Doctors are also making increasing use of them. There are apps to calculate complex medical formulas, give access to pharmaceutical encyclopedias, or display scans in such a way that allows phones to be used as a diagnostic instrument.
Then there is the emergence of the e-patient movement. The e-patient, instead of passively undergoing generic medical treatment, actively records their own health data - from blood pressure to DNA sequence - and educates themselves to be able to make their own choices. Individuals are becoming consumers of healthcare, rather than patients, and the doctor is the consultant.
And, finally, there is the trend towards making a person's medical data more easily available both to the individual and to different health care institutions across the continent or even the globe.
Ideally, the e-patient would argue, there would be a global cloud of electronic health records so that, for example, if you break your leg while skiing in France, the local practitioner would be able to see that you have broken it before and download the X-rays that were made at the time.
The European disease
Yet for all its benefits, e-health in Europe has remained more talked about than practised. According to a 2011 study conducted for the European Commission, only eight percent of European hospitals monitor patients at home.
“There needs to be a shift in education,” says Birgit Beger, secretary general of the Standing Committee of European Doctors. “Not only on the side of the doctors. Patients also need to learn to trust these new technologies.”
But, she says, e-health is the future. “It is only a matter of time before doctors in Europe start adopting these technologies. But first, e-health has to prove itself. Doctors will only adopt it if it has proven to be better than traditional practice.”
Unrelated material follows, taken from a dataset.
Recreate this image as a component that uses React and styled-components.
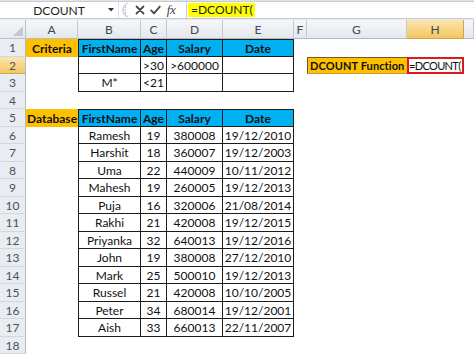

The availability of patients’ data, according to the same study, is also patchy. Only five percent of European hospitals have some form of electronic data exchange with counterparts abroad, and only four percent grant patients online access to their electronic health records.
To blame, in part, is Europe’s diversity. The EU has little say in the field of healthcare and its member-states all use different data systems. Even within member-states, big differences can occur. “Sometimes even within cities, or even within hospitals,” says Beger.
On top of this, not everybody is as comfortable as our imaginary e-patient with the online storage of personal health dossiers. There have been security breaches before. “Data in the hands of government is not always more secure than in the hands of companies,” says Sophie in ‘t Veld, Dutch liberal MEP and parliament’s most ardent privacy defender. “On the contrary, it is often less secure.”
Evolution, revolution
But still there seems little doubt that e-health is going to change the face of healthcare, in Europe as everywhere else.
Some, like American cardiologist and author of a new book on the future of healthcare Eric Topol, say it is “a revolution waiting to happen”. Others, like Birgit Beger, say it will be more like a rapid evolution. “In the end, it will be the same human body,” she says.
The e-health industry is young, but growing fast. Ten years ago, it was “microscopic”, says Anna Lefevre Skjoldebrand, chair of the Eucomed eHealth Task Force and member of the board of Eucomed, the Brussels lobby for the medical technology industry. But over the last two years particularly, “it has exploded."
Today, according to Eucomed, e-health is the third largest industry in healthcare, after pharmaceuticals and medical devices.
And tomorrow, says Lefevre Skjoldebrand, we might not even call it e-health anymore. “It is only matter of time before we drop the 'e' in e-health.”